Superar (ou "super ar")



                De repente, um cheiro de morte apareceu na minha família. Meu tio foi embora e deixou lágrimas, saudades e um punhado de dor. A família inteira morreu um pouco, e então eu pensei na burocracia, nas incertezas, no futuro de quem fica. Todos nós pensamos. E aqui estou eu, antes mesmo de terminar a introdução, já pensando nas considerações finais. Ou seria o contrário?
            A vida é estranha, cheia de buracos, de porradas, de expectativas frustradas. Mas acredite: ela não é tão falha quanto a morte. A morte, meus amigos, não presta. Quem vai, vai. Mas quem fica...
            Quem fica deve assinar papéis, cuidar de problemas difíceis, planejar um futuro impensado, reerguer-se, tirar forças do fundo do poço, reviver. Como se tivesse acabado de passar por um desfibrilador. Os efeitos do choque parecem permanentes.
            Não é possível esquecer – ah, isso não existe. Nem pra quem morre, nem pra quem fica, nem pra quem descobre que não tem mais chance. Só há uma maneira de realmente esquecer aquele(a) ou aquilo que nos é quase essencial de tão importante: ou você bate a cabeça na parede e sacode o cérebro ou junta os pulsos e se deixa levar pelo Alzheimer. Se você ama – e amor não tem tamanho, acredite -, bom, esquecer não é uma opção.

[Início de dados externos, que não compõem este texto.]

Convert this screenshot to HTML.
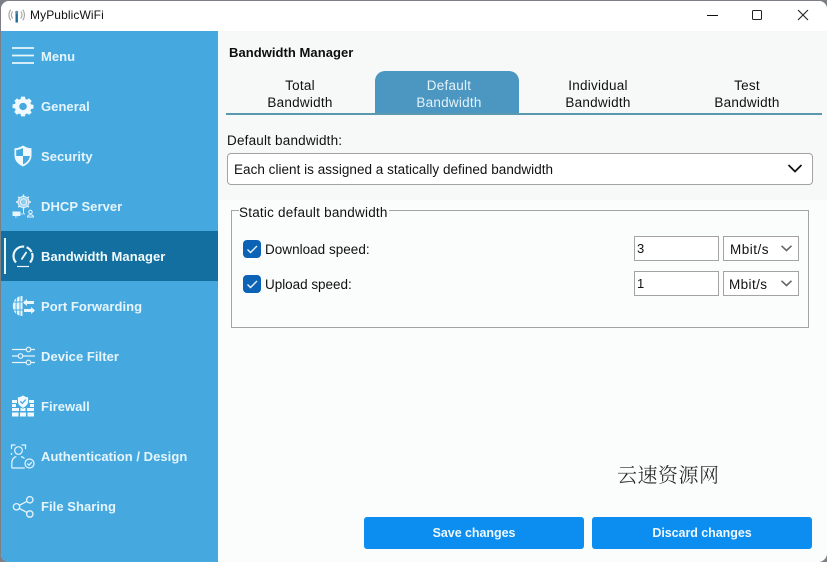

            Mas você supera. Supera a morte, supera a frustração de um amor rejeitado, um fato trágico que te deixou de pernas para o ar. Você descobre que usou o verbo errado durante toda a vida, mas que ainda há tempo de se redimir – hora de superar os erros que você cometeu.
            Superar é lembrar todo dia, a cada momento, como se fosse um post it colorido perdido entre tantos outros que emolduram a tela do seu computador. Vez ou outra você acaba passando o dia sem tempo de ler o que está escrito naquele papel minúsculo, mas você sabe o que está escrito ali – e consegue viver sem ter que passar aquelas palavras para uma folha A4. Você se descobre parte do que viveu e de quem viveu com você. Segue em frente. Às vezes, você olha pra trás, e uma lagrimeta escorre sem te dar tempo pra engolir o choro e continuar a sua nova rotina. Mas lá está você, firme e forte, sabendo que a força vem de tudo que um belo dia fez você se sentir a criatura mais fraca da face da Terra.
            É difícil. Extremamente duro. É preciso morrer um pouco para entender que essa coisa de perder e ganhar é um ciclo sem fim – como a vida, como a morte, como tempo. O tempo – senhor de todas as coisas, aquele que dita sorrisos e sofrimentos, aquele que nos ensina tudo que devemos aprender nesse árduo processo de autoconhecimento chamado perda.
            No fim das contas, somos todos falhos – assim como a vida e a morte.
            Mas isso a gente supera. Pode crer.